An October report to lawmakers said that the department bought $64.1 million worth of food from July 2022 through June 2023. Of that, it reported that 6.1% was spent on locally produced food — a slight step back from the 6.3% it reportedly bought from local farmers from January to October 2022.

Since being given the 30% mandate, the DOE has said that local farmers can’t reliably provide enough food for the 100,000 meals it serves daily. It again attributed the lack of supply to its inability to source more food locally.

“Limiting factors included chronic but familiar difficulties that impact availability of local agricultural products such as invasive species, theft, labor shortages, lack of capital, and climate change. The Department recognizes the impact of climate change on our farmers, where heat and decreased rainfall, or flooding surface water, have reduced yields,” the DOE said in its report.

It also said an extended vacancy in its Farm to School coordinator position left the department without a dedicated worker “to engage with local farmers, ranchers, processors, and distributors,” which also contributed to the backward progress.

The department filled that position in August 2023.

The DOE said in its report that it planned to source 10% of its food locally by the start of this year. The department did not say if it accomplished that, but in a statement laid out its plans to improve its procurement of local food.

"HIDOE has implemented several key strategies: the development of a regional kitchen model, commencing with a central facility in the Leilehua-Mililani-Waialua Complex Area; the streamlining of procurement processes; and the implementation of Good Agricultural Practices (GAP) certification requirements for all produce suppliers, effective for the 2025-26 academic year," the department's statement said.

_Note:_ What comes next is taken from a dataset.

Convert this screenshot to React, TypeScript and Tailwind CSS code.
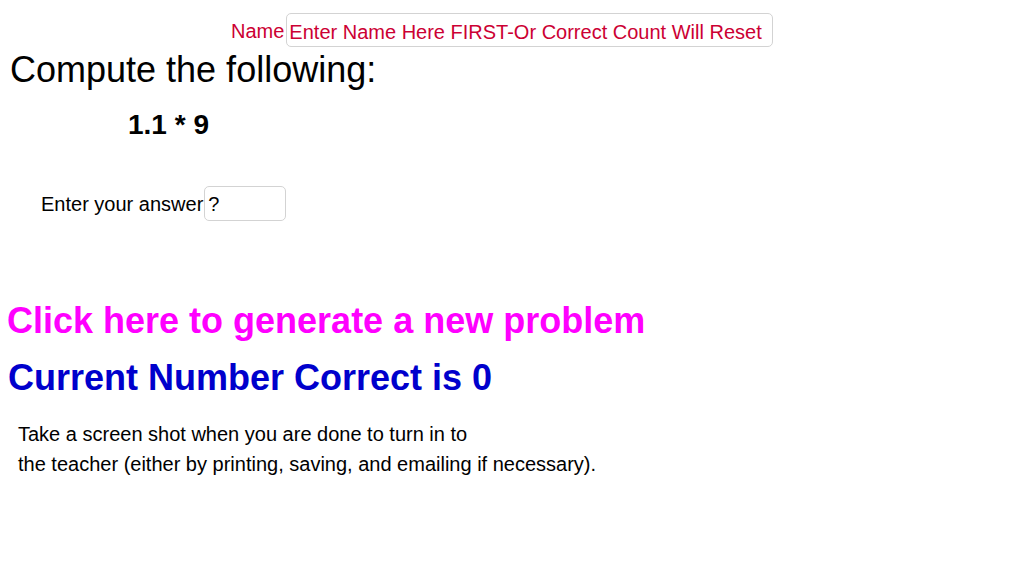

State Rep. Amy Perruso, who’s been public about her disappointment with DOE’s lack of progress in sourcing more local food, said she’s “unsurprised” that this year’s report shows more of the same.

She’s also unsure if the department will actually be able to reach its 30% local food goal by 2030. That’s because she and other Farm to School supporters don’t believe in the DOE’s plan to use commercialized kitchens to reach its goal.

“ I think what's happening is the department is putting all of its eggs, so to speak, in the singular basket of a centralized kitchen for the DOE, and there are multiple problems with adopting that kind of approach,” Perruso said.

She said that the DOE has had issues completing projects, casting doubt on whether it could pull off the construction of centralized kitchens. Over the last several years it’s had trouble spending hundreds of millions of dollars in capital improvement funds before they lapsed.

Some have also had concerns with a centralized kitchen model, and have instead advocated for turning school kitchens into scratch kitchens and retraining DOE kitchen staff.

Supporters of scratch kitchens say they would produce healthier food, lead to region-specific menus that are more appealing to students, and support more of Hawaiʻi’s small local farmers.

“To create this expectation that they're also going to be building centralized kitchens, I think, is really unrealistic, and I think the model is flawed anyway,” she said.

Perruso, who has a background in education and has been a key figure in agriculture-related policy as a state lawmaker, plans on introducing several bills to help facilitate the DOE’s Farm to School program.

One would delegate the program’s responsibilities to complex area superintendents, and another would require the DOE to consider geographic preferences for the locally grown agricultural products it buys.